I had to modify the example to this:

Note the function is not designed to handle batches of inputs (matrix arguments), although it might.

def jenson_shannon_divergence(net_1_logits, net_2_logits):
    from torch.functional import F
    net_1_probs = F.softmax(net_1_logits, dim=0)
    net_2_probs = F.softmax(net_2_logits, dim=0)
    
    total_m = 0.5 * (net_1_probs + net_1_probs)
    
    loss = 0.0
    loss += F.kl_div(F.log_softmax(net_1_logits, dim=0), total_m, reduction="batchmean") 
    loss += F.kl_div(F.log_softmax(net_2_logits, dim=0), total_m, reduction="batchmean") 
    return (0.5 * loss)

Hey, Here’s a couple of things I thought worthy of mentioning here. First, both codes are only using:

total_m = 0.5 * (net_1_probs + net_1_probs)

The correct formulation is:

total_m = 0.5 * (net_1_probs + net_2_probs)

.

Also, based on @jeff-hykin and @Aryan_Asadian implementations, here’s mine. It is easier for me to use modules that are instances of nn.Module similar to @Aryan_Asadian’s implementation, because I can have forward/backward hooks.

class JSD(nn.Module):
    def __init__(self):
        super(JSD, self).__init__()
        self.kl = nn.KLDivLoss(reduction='batchmean', log_target=True)

    def forward(self, p: torch.tensor, q: torch.tensor):
        p, q = p.view(-1, p.size(-1)), q.view(-1, q.size(-1))
        m = (0.5 * (p + q)).log()
        return 0.5 * (self.kl(p.log(), m) + self.kl(q.log(), m))

Note that I am taking softmax before passing p and q to my JSD instance.

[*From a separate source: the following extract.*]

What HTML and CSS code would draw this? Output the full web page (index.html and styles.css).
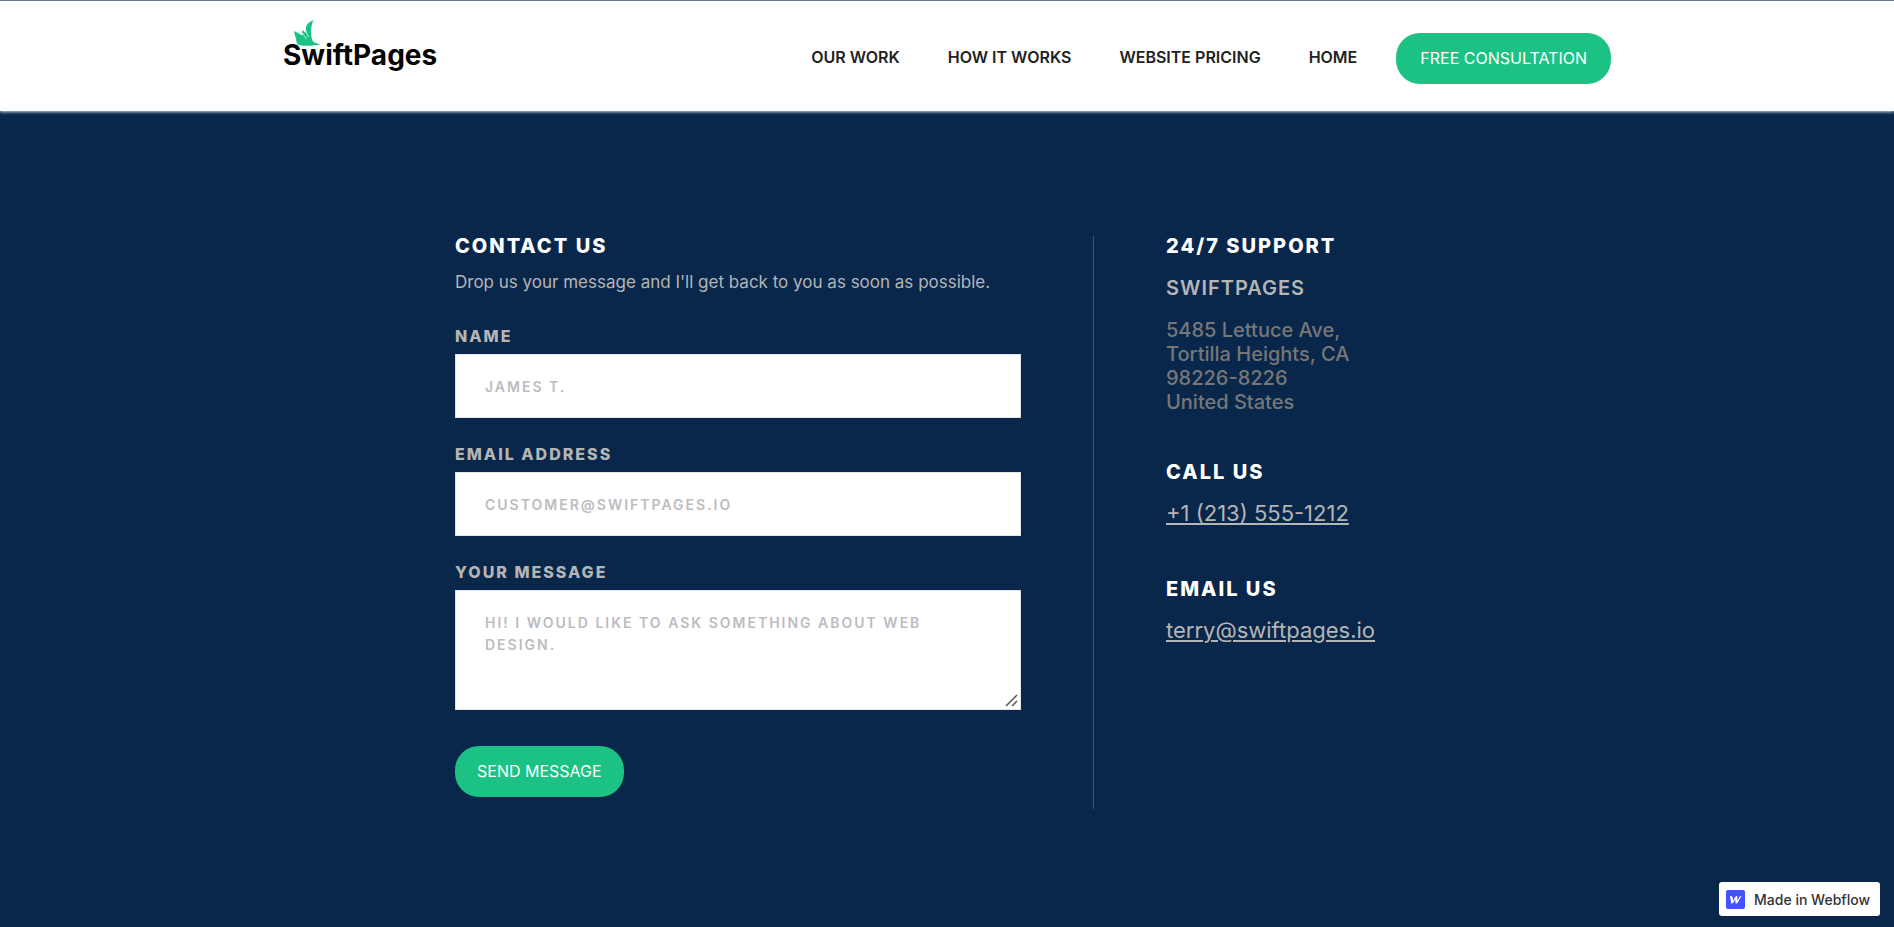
FILE: index.html
```html
<!DOCTYPE html>
<html lang="en">
<head>
<meta charset="utf-8">
<meta name="viewport" content="width=device-width, initial-scale=1">
<title>SwiftPages – Contact</title>
<link rel="stylesheet" href="styles.css">
</head>
<body>
<header class="header">
  <div class="header-inner">
    <a class="logo" href="#">
      <svg class="logo-bird" viewBox="0 0 28 28" aria-hidden="true">
        <path fill="#1cc184" d="M20.500 1 C16 3 13.500 5 13 8 L12.500 14 L9.500 11 L9 13 L9.800 16.500 L1 12 C1.500 15 2 17 3 19 C3 21 3.500 23.500 4.500 25.500 C9 27.500 20 27 28 25.300 C25 25 22 24 20 22.500 C17.500 18 17 9 20.500 1Z"/>
        <path stroke="#fff" stroke-width="0.700" fill="none" d="M12.500 11 L15.500 18 M9.500 14 L13.500 20"/>
      </svg>
      <span class="logo-text">SwiftPages</span>
    </a>
    <nav class="nav">
      <a class="nav-link" href="#">OUR WORK</a>
      <a class="nav-link" href="#">HOW IT WORKS</a>
      <a class="nav-link" href="#">WEBSITE PRICING</a>
      <a class="nav-link" href="#">HOME</a>
      <a class="button nav-button" href="#">FREE CONSULTATION</a>
    </nav>
  </div>
</header>
<main class="contact">
  <section class="contact-main">
    <h2 class="heading">CONTACT US</h2>
    <p class="intro">Drop us your message and I'll get back to you as soon as possible.</p>
    <form class="form">
      <div class="field">
        <label class="label" for="name">NAME</label>
        <input class="input" id="name" type="text" placeholder="JAMES T.">
      </div>
      <div class="field">
        <label class="label" for="email">EMAIL ADDRESS</label>
        <input class="input" id="email" type="email" placeholder="CUSTOMER@SWIFTPAGES.IO">
      </div>
      <div class="field">
        <label class="label" for="message">YOUR MESSAGE</label>
        <textarea class="input message" id="message" placeholder="HI! I WOULD LIKE TO ASK SOMETHING ABOUT WEB DESIGN."></textarea>
      </div>
      <button class="button submit" type="submit">SEND MESSAGE</button>
    </form>
  </section>
  <aside class="support">
    <h2 class="heading">24/7 SUPPORT</h2>
    <h3 class="company">SWIFTPAGES</h3>
    <address class="address">5485 Lettuce Ave,<br>Tortilla Heights, CA<br>98226-8226<br>United States</address>
    <h2 class="heading">CALL US</h2>
    <a class="contact-link" href="tel:+12135551212">+1 (213) 555-1212</a>
    <h2 class="heading">EMAIL US</h2>
    <a class="contact-link" href="mailto:terry@swiftpages.io">terry@swiftpages.io</a>
  </aside>
</main>
<a class="badge" href="#">
  <svg class="badge-icon" viewBox="0 0 19 19" aria-hidden="true">
    <rect width="19" height="19" rx="2" fill="#4353ff"/>
    <path fill="#fff" d="M15.500 6 C14 6 13.300 6.800 13 7.600 L11.500 11 L11.200 6 C10 6 9.200 6.600 8.800 7.500 L7.200 11 L6.700 7.800 C6.500 6.500 5.600 6 4 6 L5.200 13.500 C6.600 13.500 7.400 12.800 7.800 12 L9.200 9.200 L9.600 13.500 C11 13.500 11.700 12.800 12.100 12Z"/>
  </svg>
  <span>Made in Webflow</span>
</a>
</body>
</html>
```
FILE: styles.css
```css
* {
  box-sizing: border-box;
}

body {
  margin: 0;
  min-height: 100vh;
  background: #09274b;
  font-family: Inter, "Open Sans", sans-serif;
  color: #fff;
}

a {
  color: inherit;
  text-decoration: none;
}

.header {
  background: #fff;
  border-top: 1px solid #6b7a90;
  box-shadow: 0 1px 3px rgba(255, 255, 255, 0.8);
}

.header-inner {
  display: flex;
  justify-content: space-between;
  max-width: 1376px;
  height: 110px;
  margin: 0 auto;
  padding: 0 24px;
}

.logo {
  position: relative;
  padding-top: 36px;
  color: #050505;
}

.logo-text {
  font-size: 28px;
  font-weight: 700;
  line-height: 36px;
}

.logo-bird {
  position: absolute;
  top: 18px;
  left: 10px;
  width: 28px;
  height: 28px;
}

.nav {
  display: flex;
  align-items: flex-start;
  gap: 48px;
  padding-top: 32px;
}

.nav-link {
  color: #222;
  font-size: 16px;
  font-weight: 600;
  line-height: 48px;
}

.button {
  display: inline-block;
  padding: 0 24px;
  border: 0;
  border-radius: 24px;
  background: #1cc184;
  color: #fff;
  font-family: inherit;
  font-size: 16px;
  line-height: 51px;
}

.nav-button {
  margin-left: -9px;
}

.contact {
  display: flex;
  max-width: 984px;
  margin: 0 auto;
  padding: 125px 0 118px;
}

.contact-main {
  flex: 0 1 639px;
  padding-right: 72px;
  padding-bottom: 12px;
  border-right: 1px solid #415372;
}

.heading {
  margin: 0;
  font-size: 20px;
  font-weight: 800;
  line-height: 20px;
  letter-spacing: 2px;
}

.intro {
  margin: 16px 0 0;
  color: #b5b5b5;
  font-size: 17px;
  line-height: 20px;
}

.form {
  margin-top: 34px;
}

.field {
  margin-bottom: 26px;
}

.label {
  display: block;
  margin-bottom: 8px;
  color: #b5b5b5;
  font-size: 16px;
  font-weight: 800;
  line-height: 20px;
  letter-spacing: 2px;
}

.input {
  display: block;
  width: 100%;
  height: 64px;
  padding: 0 29px;
  border: 1px solid #e3e3e8;
  border-radius: 0;
  background: #fff;
  color: #222;
  font-family: inherit;
  font-size: 14px;
  font-weight: 600;
  line-height: 22px;
  letter-spacing: 2px;
}

.input::placeholder {
  color: #bcbcc1;
}

.message {
  height: 120px;
  padding-top: 21px;
}

.message::-webkit-resizer {
  background: url("data:image/svg+xml,%3Csvg xmlns='http://www.w3.org/2000/svg' width='15' height='15'%3E%3Cpath d='M1 12L12 1M7 12L12 7' stroke='%23555' stroke-width='1.5'/%3E%3C/svg%3E") no-repeat right bottom;
}

.submit {
  margin-top: 10px;
  padding: 0 22px;
}

.support {
  padding-left: 72px;
}

.company {
  margin: 22px 0 0;
  color: #b5b5b5;
  font-size: 20px;
  font-weight: 600;
  line-height: 20px;
  letter-spacing: 1px;
}

.address {
  margin: 20px 0 48px;
  color: #777;
  font-size: 20px;
  font-weight: 500;
  font-style: normal;
  line-height: 24px;
}

.contact-link {
  display: block;
  margin: 15px 0 50px;
  color: #b5b5b5;
  font-size: 22px;
  line-height: 32px;
  text-decoration: underline;
}

.badge {
  position: fixed;
  right: 14px;
  bottom: 11px;
  display: flex;
  align-items: center;
  gap: 9px;
  height: 34px;
  padding: 0 10px 0 7px;
  border-radius: 3px;
  background: #fff;
  color: #333;
  font-size: 14px;
  font-weight: 500;
}

.badge-icon {
  width: 19px;
  height: 19px;
}
```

Also, note that this implementation works with matrices as well, since in the beginning I’m flattening both tensors.
Also, note that I’m passing log_target=True, which means the m should be in log-space. This makes the implementation slightly faster, because we’re computing the m.log() only once. Hope that this helps.

3 Likes

@Amin_Jun you did a wonderful job based on the previous answer. However, your implementation is still slightly problematic, which doesn’t guarantee the range of JS-divergence between 0 to 1. The KL-divergence function in pytorch is counterintuitive. KL(a,b) needs to be written in torch.nn.KLDivLoss()(b,a). So the correct one should be:

class JSD(nn.Module):
    def __init__(self):
        super(JSD, self).__init__()
        self.kl = nn.KLDivLoss(reduction='batchmean', log_target=True)

    def forward(self, p: torch.tensor, q: torch.tensor):
        p, q = p.view(-1, p.size(-1)), q.view(-1, q.size(-1))
        m = (0.5 * (p + q)).log()
        return 0.5 * (self.kl(m, p.log()) + self.kl(m, q.log()))
4 Likes

@Renly_Hou You’re absolutely correct! Thanks for catching this. You saved me from many experiments.

Is this implementation correct if we assume that my inputs aren’t softmax ?
According to this link : torch.log_softmax, it’s recommended to directly use log_softmax instead of log(softmax…)

class JSD(nn.Module):
    def __init__(self):
        super(JSD, self).__init__()
        self.kl = nn.KLDivLoss(reduction='batchmean', log_target=True)

    def forward(self, p: torch.tensor, q: torch.tensor):
        p, q = p.view(-1, p.size(-1)).log_softmax(-1), q.view(-1, q.size(-1)).log_softmax(-1)
        m = (0.5 * (p + q))
        return 0.5 * (self.kl(m, p) + self.kl(m, q))

What are the inputs for the variables p and q? Do I have to send a data point from two datasets as a tensors or a batch of data from two datasets as tensors?